A Penny Here, A Penny There

A Penny Here, A Penny There 

By Patrick F. Cannon

On October 16 of last year, I appeared on WTTWs “Chicago Tonight” to plug my book, The Space Within: Inside Great Chicago Buildings. Coincidentally, that was the very day that Cook County President Toni Preckwinkle had proposed her penny an ounce tax on sweetened drinks. Although my book has proven more popular in the long run, I have to admit she was the main guest.

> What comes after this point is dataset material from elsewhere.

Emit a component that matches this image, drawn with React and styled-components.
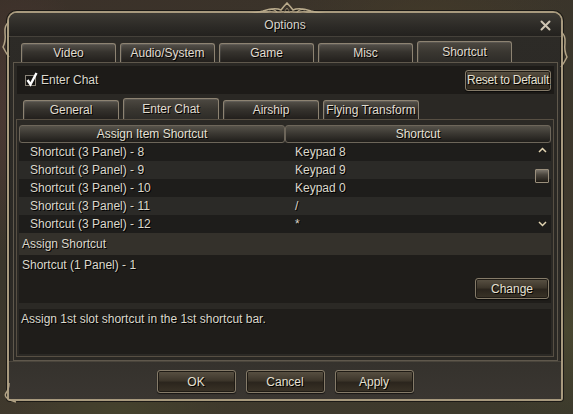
import React from "react";
import styled, { createGlobalStyle } from "styled-components";

const GlobalStyle = createGlobalStyle`
  html, body { margin: 0; padding: 0; }
  body {
    width: 573px; height: 414px; overflow: hidden;
    font-family: "Liberation Sans", Arial, sans-serif;
    font-size: 12px;
    color: #dcd8cc;
  }
  * { box-sizing: border-box; }
`;

const Page = styled.div`
  width: 573px;
  height: 414px;
  overflow: hidden;
  padding: 11px 0 0 7px;
  background:
    radial-gradient(ellipse 120px 200px at 20px 120px, rgba(90,60,60,0.55), transparent 70%),
    radial-gradient(ellipse 160px 120px at 560px 330px, rgba(80,80,50,0.6), transparent 70%),
    radial-gradient(ellipse 200px 90px at 430px 20px, rgba(70,60,40,0.6), transparent 70%),
    radial-gradient(ellipse 150px 60px at 120px 410px, rgba(70,70,45,0.7), transparent 70%),
    linear-gradient(160deg, #3b3129 0%, #3a362b 45%, #40392d 70%, #3c3a2c 100%);
`;

const Window = styled.div`
  position: relative;
  width: 556px;
  height: 390px;
  border: 2px solid #a89a7e;
  border-radius: 10px 10px 3px 3px;
  background: linear-gradient(#2d2b27, #2b2925 60%, #302d28);
  box-shadow: inset 0 0 0 1px #1a1815, 0 0 0 1px #1c1a16;
  display: flex;
  flex-direction: column;
`;

const Ornament = styled.svg`
  position: absolute;
  left: 218px;
  top: -11px;
  overflow: visible;
`;

const SideOrnament = styled.svg`
  position: absolute;
  top: ${(p) => p.$top}px;
  ${(p) => (p.$right ? "right: -7px;" : "left: -7px;")}
  overflow: visible;
`;

const TitleBar = styled.div`
  height: 24px;
  flex: none;
  display: flex;
  align-items: center;
  justify-content: center;
  position: relative;
  border-radius: 8px 8px 0 0;
  background: linear-gradient(#3d3a34, #2c2a26 60%, #23211e);
  border-bottom: 1px solid #45413a;
`;

const Title = styled.div`
  color: #d8d4ca;
  text-shadow: 1px 1px 0 #000;
  padding-top: 1px;
`;

const Close = styled.svg`
  position: absolute;
  right: 10px;
  top: 7px;
`;

const Body = styled.div`
  flex: 1;
  display: flex;
  flex-direction: column;
  padding: 0 3px 0 4px;
`;

const TabRow = styled.div`
  display: flex;
  align-items: flex-end;
  gap: 4px;
  height: 25px;
  padding-left: ${(p) => p.$pad}px;
  flex: none;
`;

const Tab = styled.div`
  width: ${(p) => p.$w}px;
  height: ${(p) => (p.$active ? 21 : 19)}px;
  display: flex;
  align-items: center;
  justify-content: center;
  white-space: nowrap;
  border: 1px solid #8d8372;
  border-bottom: none;
  border-radius: 3px 3px 0 0;
  color: #e0dcd0;
  text-shadow: 1px 1px 0 #000;
  background: ${(p) =>
    p.$active
      ? "linear-gradient(#4d4942, #3a3731 50%, #2e2c28)"
      : "linear-gradient(#55514a, #36332e 45%, #221f1c)"};
  box-shadow: inset 1px 1px 0 rgba(255,255,255,0.08);
`;

const Panel = styled.div`
  height: 299px;
  border: 1px solid #5f584c;
  background: #2a2824;
  display: flex;
  flex-direction: column;
  padding: 3px 3px 0 3px;
`;

const ChatBar = styled.div`
  height: 28px;
  flex: none;
  background: #1d1b18;
  display: flex;
  align-items: center;
  padding: 0 3px 0 8px;
`;

const CheckBox = styled.div`
  width: 11px;
  height: 11px;
  border: 1px solid #8b8579;
  background: #151412;
  position: relative;
  margin-right: 5px;
`;

const CheckMark = styled.svg`
  position: absolute;
  left: 0;
  top: -3px;
  overflow: visible;
`;

const Label = styled.span`
  color: #dcd8cc;
  text-shadow: 1px 1px 0 #000;
  flex: ${(p) => (p.$grow ? 1 : "none")};
`;

const Button = styled.div`
  width: ${(p) => p.$w}px;
  height: ${(p) => p.$h}px;
  display: flex;
  align-items: center;
  justify-content: center;
  white-space: nowrap;
  letter-spacing: ${(p) => (p.$tight ? "-0.25px" : "0")};
  border: 1px solid #857b69;
  border-radius: 3px;
  color: #e6e0d2;
  text-shadow: 1px 1px 0 #000;
  background: linear-gradient(#5a5244, #3d362b 45%, #2b251d 55%, #3a3327);
  box-shadow: inset 0 0 0 1px #1f1b15, 0 1px 1px rgba(0,0,0,0.6);
  flex: none;
`;

const SubPanel = styled.div`
  flex: 1;
  margin: 0 0 3px -1px;
  width: 538px;
  border: 1px solid #574f43;
  background: #2b2925;
  padding: 5px 2px 0 2px;
  display: flex;
  flex-direction: column;
`;

const HeaderRow = styled.div`
  display: grid;
  grid-template-columns: 266px 266px;
  height: 18px;
`;

const HeaderCell = styled.div`
  display: flex;
  align-items: center;
  justify-content: center;
  border: 1px solid #6d665a;
  border-radius: 3px;
  color: #e4e0d4;
  text-shadow: 1px 1px 0 #000;
  background: linear-gradient(#56524a, #3c3933 45%, #1f1d1a);
`;

const Rows = styled.div`
  position: relative;
`;

const Row = styled.div`
  display: grid;
  grid-template-columns: 266px 266px;
  height: 18px;
  align-items: center;
  background: ${(p) => (p.$alt ? "#2b2a27" : "#1e1d1b")};
  color: #dcd8cc;
  text-shadow: 1px 1px 0 #000;
`;

const Cell = styled.div`
  padding-left: ${(p) => p.$pad}px;
  white-space: nowrap;
`;

const ScrollArrow = styled.svg`
  position: absolute;
  right: 4px;
  top: ${(p) => p.$top}px;
`;

const Thumb = styled.div`
  position: absolute;
  right: 2px;
  top: 26px;
  width: 14px;
  height: 14px;
  border: 1px solid #9a8f7c;
  border-radius: 1px;
  background: linear-gradient(#7b756b, #4a453d 40%, #1e1a14);
`;

const SectionLabel = styled.div`
  height: 22px;
  display: flex;
  align-items: center;
  padding-left: 3px;
  background: #34312b;
  text-shadow: 1px 1px 0 #000;
`;

const AssignBox = styled.div`
  height: 48px;
  background: #1f1d1a;
  padding: 3px 2px 4px 3px;
  display: flex;
  flex-direction: column;
  justify-content: space-between;
  text-shadow: 1px 1px 0 #000;
`;

const ButtonRight = styled.div`
  display: flex;
  justify-content: flex-end;
`;

const DescBox = styled.div`
  height: 45px;
  margin-top: 6px;
  background: #1f1d1a;
  padding: 3px 2px;
  text-shadow: 1px 1px 0 #000;
`;

const Footer = styled.div`
  flex: 1;
  display: flex;
  justify-content: center;
  align-items: flex-start;
  gap: 10px;
  padding-top: 8px;
  margin: 0 -3px 0 -4px;
  border-top: 1px solid #4a453c;
  background: linear-gradient(#35322d, #3a3631);
`;

const rows = [
  ["Shortcut (3 Panel) - 8", "Keypad 8"],
  ["Shortcut (3 Panel) - 9", "Keypad 9"],
  ["Shortcut (3 Panel) - 10", "Keypad 0"],
  ["Shortcut (3 Panel) - 11", "/"],
  ["Shortcut (3 Panel) - 12", "*"],
];

const mainTabs = ["Video", "Audio/System", "Game", "Misc", "Shortcut"];
const subTabs = ["General", "Enter Chat", "Airship", "Flying Transform"];

export default function App() {
  return (
    <>
      <GlobalStyle />
      <Page>
        <Window>
          <Ornament width="120" height="18" viewBox="0 0 120 18">
            <path d="M0 13 Q22 13 36 9 Q48 5 54 8 Q57 4 60 1 Q63 4 66 8 Q72 5 84 9 Q98 13 120 13" fill="none" stroke="#b9aa8b" strokeWidth="1.6" />
            <path d="M10 15 Q30 15 42 11 Q52 8 56 11 Q58 9 60 6 Q62 9 64 11 Q68 8 78 11 Q90 15 110 15" fill="none" stroke="#8a7d66" strokeWidth="1" />
            <path d="M50 10 Q46 6 42 8 M70 10 Q74 6 78 8" fill="none" stroke="#b9aa8b" strokeWidth="1.2" />
          </Ornament>
          <SideOrnament $top={6} width="10" height="40" viewBox="0 0 10 40">
            <path d="M8 2 Q2 6 3 14 Q4 22 1 28 Q4 34 7 38" fill="none" stroke="#b3a487" strokeWidth="1.5" />
          </SideOrnament>
          <SideOrnament $top={16} $right width="10" height="40" viewBox="0 0 10 40">
            <path d="M2 2 Q8 6 7 14 Q6 22 9 28 Q6 34 3 38" fill="none" stroke="#b3a487" strokeWidth="1.5" />
          </SideOrnament>
          <SideOrnament $top={370} width="14" height="20" viewBox="0 0 14 20">
            <path d="M7 0 Q7 6 4 10 Q2 13 6 16 Q9 18 14 19" fill="none" stroke="#b3a487" strokeWidth="1.5" />
          </SideOrnament>
          <TitleBar>
            <Title>Options</Title>
            <Close width="11" height="11" viewBox="0 0 11 11">
              <path d="M1.5 1.5 L9.5 9.5 M9.5 1.5 L1.5 9.5" stroke="#cfc5b3" strokeWidth="2" strokeLinecap="round" />
            </Close>
          </TitleBar>
          <Body>
            <TabRow $pad={8}>
              {mainTabs.map((t) => (
                <Tab key={t} $w={95} $active={t === "Shortcut"}>{t}</Tab>
              ))}
            </TabRow>
            <Panel>
              <ChatBar>
                <CheckBox>
                  <CheckMark width="12" height="13" viewBox="0 0 12 13">
                    <path d="M1.5 7 L4.5 11.5 L10.5 0" fill="none" stroke="#ffffff" strokeWidth="2.4" />
                  </CheckMark>
                </CheckBox>
                <Label $grow>Enter Chat</Label>
                <Button $w={86} $h={21} $tight>Reset to Default</Button>
              </ChatBar>
              <TabRow $pad={6}>
                {subTabs.map((t) => (
                  <Tab key={t} $w={96} $active={t === "Enter Chat"}>{t}</Tab>
                ))}
              </TabRow>
              <SubPanel>
                <HeaderRow>
                  <HeaderCell>Assign Item Shortcut</HeaderCell>
                  <HeaderCell>Shortcut</HeaderCell>
                </HeaderRow>
                <Rows>
                  {rows.map(([a, b], i) => (
                    <Row key={a} $alt={i % 2 === 1}>
                      <Cell $pad={11}>{a}</Cell>
                      <Cell $pad={10}>{b}</Cell>
                    </Row>
                  ))}
                  <ScrollArrow $top={4} width="9" height="6" viewBox="0 0 9 6">
                    <path d="M1 5 L4.5 1.5 L8 5" fill="none" stroke="#e2d4b2" strokeWidth="1.5" />
                  </ScrollArrow>
                  <Thumb />
                  <ScrollArrow $top={78} width="9" height="6" viewBox="0 0 9 6">
                    <path d="M1 1 L4.5 4.5 L8 1" fill="none" stroke="#e2d4b2" strokeWidth="1.5" />
                  </ScrollArrow>
                </Rows>
                <SectionLabel>Assign Shortcut</SectionLabel>
                <AssignBox>
                  <div>Shortcut (1 Panel) - 1</div>
                  <ButtonRight>
                    <Button $w={74} $h={21}>Change</Button>
                  </ButtonRight>
                </AssignBox>
                <DescBox>Assign 1st slot shortcut in the 1st shortcut bar.</DescBox>
              </SubPanel>
            </Panel>
            <Footer>
              <Button $w={79} $h={23}>OK</Button>
              <Button $w={79} $h={23}>Cancel</Button>
              <Button $w={79} $h={23}>Apply</Button>
            </Footer>
          </Body>
        </Window>
      </Page>
    </>
  );
}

Let me explain briefly how the program works. It airs from 7 to 8 pm, but they want you there by 6:15 so one of the producers can brief you and get you made up (with pancake makeup that’s a pain to get off afterwards). Then you are taken to the “green” room to await the summons to take your place at one of the interview tables. While all these rooms are generically called “green,” in this case it was a conference room overlooking the production stage.

Lacking my usual entourage, I was alone in the room when President Preckwinkle swept in with four staff member in tow. The only man seemed to be her PR guy. Being a politician, Preckwinkle did say hello and asked why I was there. With the niceties out of the way, she and her staff began a kind of rehearsal of what kind of questions she might be asked by host Phil Ponce, much like the ones done before presidential election debates.

While I didn’t make notes, I can tell you that she decided on the tax primarily as a sure fire way to raise some cash, without regard for any health benefits. Indeed, it was one of her staff members who mentioned that she had recently seen a report on the harm that excessive consumption of soft drinks caused. It was clear that everyone in the room considered this heaven sent, as now they had a legitimate cover for the cash grab. I made a glib comment to that effect, which was not considered helpful.

If you live in the Chicago area, you now know that the county board president caught holy hell over the tax once it became effective recently. The obvious fallacy of tying it to health benefits is that, like tobacco taxes, it might drive down consumption and become a revenue source of diminishing returns. But Preckwinkle, like her counterparts at all levels of Illinois government, is a proponent of our classic political philosophy: get ours today and to hell with tomorrow.

Actually, I don’t think she went far enough. If sweetened drinks are bad for you, how about sweetened anything? Near me as I write this is a bag of cookies. They are covered with chocolate and bits of salty pretzel. Addictive? You bet. Each contains 45 calories, much of it obviously from sweeteners. To be fair, should we not tax cookies, candy and other sweets? If sugar in drinks is bad for you, is not all sugar bad for you?

To compute such a tax, it would only be necessary to add some kind of sugar value to all packaged foods. We already have onerous labeling laws – why not one more? My guess is that my bag of cookies, which contains 675 total calories, probably has half that total in sweeteners. Not to be too greedy, you could charge a tax of a tenth of a cent for each sugary calorie. My math is a bit shaky, but I think that would yield about 33.75 cents from my bag of cookies.

Being Cook County, the courts would be unlikely to find the new tax unconstitutional. After all, most of the local judges owe their seats to the Democratic Party, as do the Justices of the Illinois Supreme Court, who predictably have struck down every effort at pension or other reforms, including redistricting and term limits.

Oh, and while we’re at it, didn’t I just read something about the dire health effects of red meat?

Copyright 2017, Patrick F. Cannon

2 thoughts on “A Penny Here, A Penny There

  1. I believe Berkeley CA, that bastion of collective goofiness and exemplar of modern-day American Puritanism, was the first city in the country to pass a soda tax. By popular vote, no less. It would be difficult to argue that Cook County shared similarly righteous motives. Penny Preckwinkle — once known for sensible shoes (penny loafers?) — knew better than to let her constituents decide. Of course it was about the money. All liberal causes, from single payer to public schools to minimum wages to climate control, are, but they always claim some type of human betterment as their purpose. Her error was not to earmark the proceeds for exercise programs to get chubby school children moving around more.

    A note about Berkeley: We visit often and are struck by how people there — despite beautiful weather, plentiful food and wine, visible affluence and flowers everywhere you look — seem smugly dissatisfied. Utopia remains stubbornly elusive. As the poet once said (yeah, that one), life is invariably fatal. And naturally there’s a tax for that.